[libc-commits] [PATCH] D118099: [libc][NFC] Fix GCC inline asm compilation problems + workaround clang assertion

Roland McGrath via Phabricator via libc-commits libc-commits at lists.llvm.org
Tue Jan 25 14:19:37 PST 2022


mcgrathr added a comment.

In D118099#3269740 <https://reviews.llvm.org/D118099#3269740>, @abrachet wrote:

> In D118099#3268320 <https://reviews.llvm.org/D118099#3268320>, @sivachandra wrote:
>
>> That a compiler unnecessarily requires the `"cc"` clobber specification is OK but GCC requiring the input operand to have the `"f"` modifier instead of the `"t"` modifier seems not so correct. Should we really care about the GCC problem now?
>
> Ok I've committed without the changes to `sqrtl`

When something arcane like this is there for a specific reason like working around a compiler bug, then this should always have comments and ideally those comments should have URLs to the compiler bug report so in future it's clear why something is there and when it can be removed.  If these instructions don't actually touch the condition codes in hardware, then a proper asm would not say they do.  If there's a need to do something other than what the instruction's hardware definition should suggest, it needs a comment.  Instructions like fsqrt are documented in the Intel manual to touch the FPU status flags.  Perhaps GCC is using the "cc" clobber to also indicate the condition code-like portions of the FPU status register.  (However, I don't see any indications of this in GCC's source where it emits fsqrt itself.)

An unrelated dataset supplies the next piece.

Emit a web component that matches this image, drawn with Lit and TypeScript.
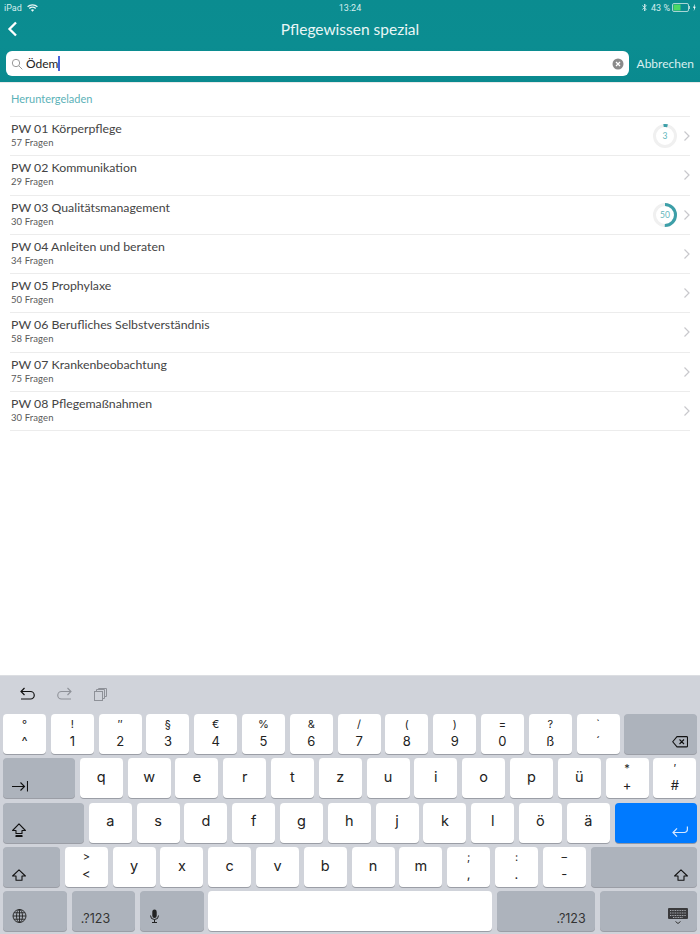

In the case of "f" vs "t" I think this is a misuse of the constraint semantics, which are specified by GCC.  The "t" constraint for x86 is a specific register, not a class of registers.  In GCC, when two operands must actually be the same thing exactly then this must be specified directly by using a matching constraint (just digits).  So here, you need to use "=t" in the output and then "0" in the input to say that the input operand must be identical to the output operand.  Otherwise you're saying they should be two separate operands that both meet the "t" constraint.  Since that constraint is only met by a single register, that's impossible.  Using the "f" constraint tells it to use some other x87 register, which won't be the actual input to the machine instruction.